The accused came before the magistrate on a summons containing eleven charges on which the magistrate conducted a preliminary hearing lasting seven days. He committed the accused for trial on all charges except number nine, in which he made an amendment to reduce it to "counselling, procuring or inciting the commission of an offence" which was not committed, under s. 407(a) of the Criminal Code.
I should say at this point that the magistrate on that date, that is, the 30th November 1960, signed no warrant of committal. He admitted the accused to bail immediately on his own recognizance.

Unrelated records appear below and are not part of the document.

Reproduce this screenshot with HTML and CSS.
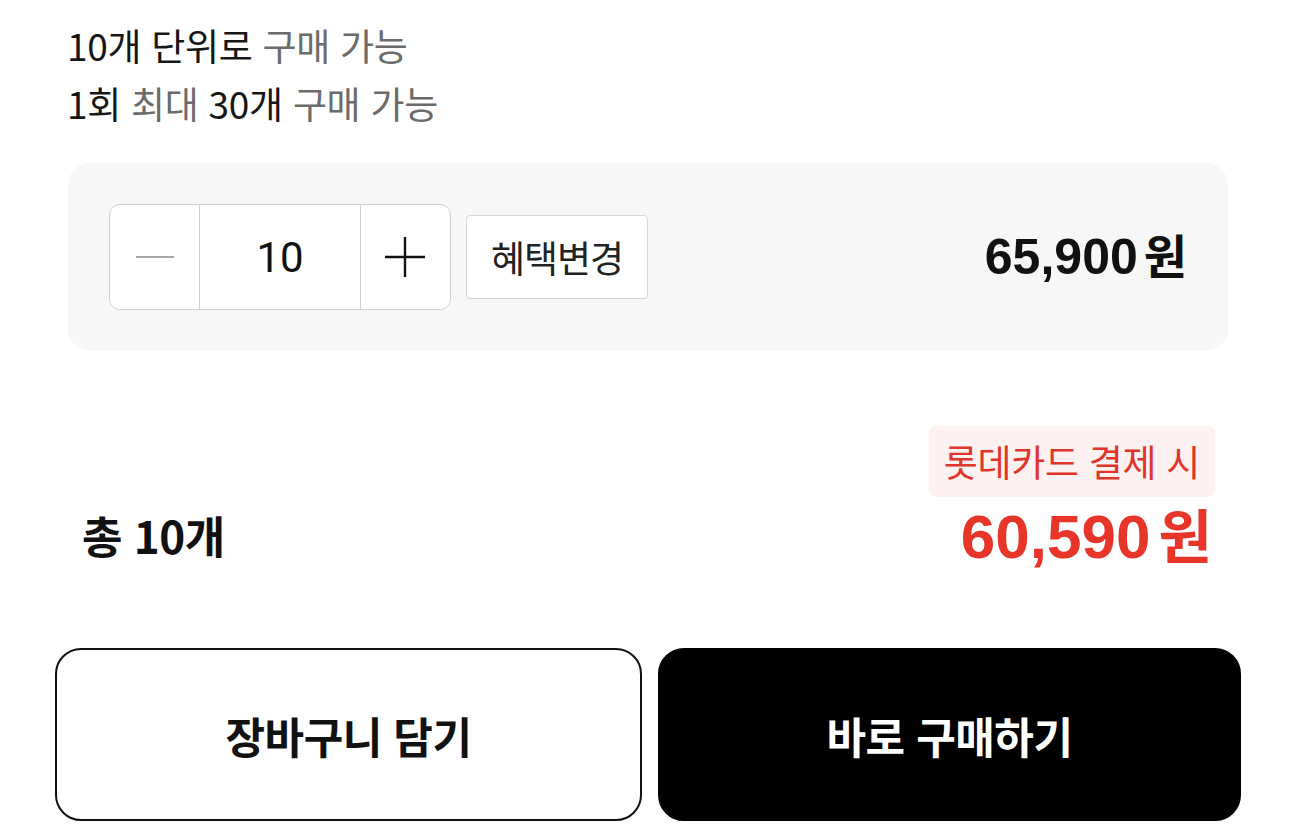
FILE: index.html
```html
<!DOCTYPE html>
<html lang="ko">
<head>
<meta charset="utf-8">
<link rel="stylesheet" href="styles.css">
</head>
<body>
<div class="page">
  <div class="info">
    <p class="line"><span class="dark">10개 단위로</span> <span class="muted">구매 가능</span></p>
    <p class="line"><span class="dark">1회</span> <span class="muted">최대</span> <span class="dark">30개</span> <span class="muted">구매 가능</span></p>
  </div>

  <div class="option-box">
    <div class="controls">
      <div class="stepper">
        <button class="step-btn minus" aria-label="감소">
          <svg width="38" height="4" viewBox="0 0 38 4"><line x1="0" y1="2" x2="38" y2="2" stroke="#888" stroke-width="1.6"/></svg>
        </button>
        <div class="qty">10</div>
        <button class="step-btn plus" aria-label="증가">
          <svg width="40" height="40" viewBox="0 0 40 40"><line x1="0" y1="20" x2="40" y2="20" stroke="#111" stroke-width="2.4"/><line x1="20" y1="0" x2="20" y2="40" stroke="#111" stroke-width="2.4"/></svg>
        </button>
      </div>
      <button class="benefit-btn">혜택변경</button>
    </div>
    <div class="item-price"><span class="num">65,900</span><span class="won">원</span></div>
  </div>

  <div class="summary">
    <div class="total">총 10개</div>
    <div class="final">
      <div class="card-badge">롯데카드 결제 시</div>
      <div class="final-price"><span class="num">60,590</span><span class="won">원</span></div>
    </div>
  </div>

  <div class="actions">
    <button class="btn btn-outline">장바구니 담기</button>
    <button class="btn btn-solid">바로 구매하기</button>
  </div>
</div>
</body>
</html>
```

FILE: styles.css
```css
* { box-sizing: border-box; }
html, body {
  margin: 0;
  padding: 0;
  background: #ffffff;
}
body {
  font-family: "Noto Sans CJK KR", "Noto Sans", sans-serif;
  color: #111;
  width: 1296px;
  height: 824px;
  overflow: hidden;
}
button {
  font-family: inherit;
  cursor: pointer;
}
.info {
  padding: 16px 0 0 67px;
}
.line {
  margin: 0;
  font-size: 37px;
  line-height: 58px;
  height: 58px;
  letter-spacing: -0.3px;
}
.dark { color: #161616; }
.muted { color: #6b6b6b; }

.option-box {
  margin: 31px 68px 0 68px;
  height: 188px;
  background: #f7f7f7;
  border-radius: 22px;
  padding: 0 41px;
  display: flex;
  align-items: center;
  justify-content: space-between;
}
.controls {
  display: flex;
  align-items: center;
  gap: 15px;
}
.stepper {
  display: flex;
  width: 342px;
  height: 106px;
  background: #fff;
  border: 1px solid #cfcfcf;
  border-radius: 11px;
  overflow: hidden;
}
.step-btn {
  width: 90px;
  border: none;
  background: #fff;
  display: flex;
  align-items: center;
  justify-content: center;
  padding: 0;
}
.qty {
  width: 162px;
  border-left: 1px solid #cfcfcf;
  border-right: 1px solid #cfcfcf;
  display: flex;
  align-items: center;
  justify-content: center;
  font-family: "Roboto", "Noto Sans", sans-serif;
  font-size: 42px;
  color: #111;
}
.benefit-btn {
  height: 84px;
  width: 182px;
  background: #fff;
  border: 1px solid #d6d6d6;
  border-radius: 4px;
  font-size: 37px;
  color: #222;
  padding: 0;
  letter-spacing: -1px;
  white-space: nowrap;
}
.item-price {
  display: flex;
  align-items: baseline;
  height: 60px;
  line-height: 60px;
  margin-bottom: 6px;
  font-weight: 700;
  font-size: 50px;
  color: #111;
}
.num {
  font-family: "Liberation Sans", sans-serif;
  font-weight: 700;
}
.won {
  font-family: "Noto Sans CJK KR", sans-serif;
  font-weight: 700;
  font-size: 0.94em;
  margin-left: 6px;
}

.summary {
  margin-top: 75px;
  padding: 0 81px 0 82px;
  display: flex;
  justify-content: space-between;
  align-items: flex-end;
}
.total {
  font-size: 44px;
  font-weight: 700;
  line-height: 64px;
  height: 64px;
  margin-bottom: 6px;
  letter-spacing: -0.5px;
}
.final {
  display: flex;
  flex-direction: column;
  align-items: flex-end;
}
.card-badge {
  height: 71px;
  padding: 0 15px;
  background: #fdf1f1;
  border-radius: 7px;
  color: #e0352b;
  font-size: 37px;
  line-height: 71px;
  letter-spacing: -0.3px;
  white-space: nowrap;
}
.final-price {
  display: flex;
  align-items: baseline;
  margin-top: 0;
  margin-bottom: 4px;
  margin-right: 3px;
  height: 72px;
  line-height: 72px;
  font-weight: 700;
  font-size: 62px;
  color: #e8352a;
}
.final-price .won { margin-left: 8px; }

.actions {
  margin-top: 75px;
  padding: 0 55px;
  display: grid;
  grid-template-columns: 587px 583px;
  gap: 16px;
}
.btn {
  height: 173px;
  border-radius: 26px;
  font-size: 43px;
  font-weight: 700;
  letter-spacing: -0.5px;
}
.btn-outline {
  background: #fff;
  border: 2px solid #111;
  color: #111;
}
.btn-solid {
  background: #000;
  border: 2px solid #000;
  color: #fff;
}
```
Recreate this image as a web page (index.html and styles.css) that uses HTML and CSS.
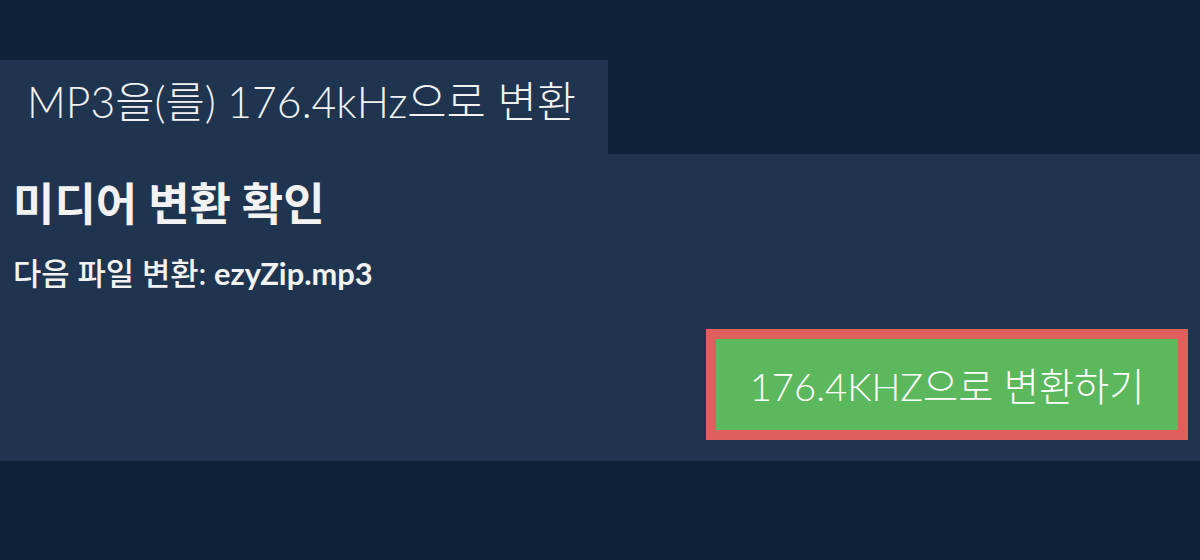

On January 23, 1961, an indictment containing eleven counts was preferred against the accused in the Court of Queen's Bench presided over by Mr. Justice Disbery. Without analyzing the counts in the indictment in detail, it is accurate, I think, to say that they are substantially in the same form as the charges contained in the summons before the magistrate, as amended.
I can make this rough classification at this point, that the first seven counts in the indictment have to do with counselling seven named individuals to commit perjury before the Registrar under The Securities Act of Saskatchewan and an allegation that that offence of perjury was afterwards committed. The charge, therefore, on the first seven counts was that of perjury.
Count number eight charged an attempt to obstruct and defeat the course of justice by attempting to induce the seven named individuals in the first seven counts to give false evidence in a judicial proceeding, namely, an examination before the Registrar under The Securities Act.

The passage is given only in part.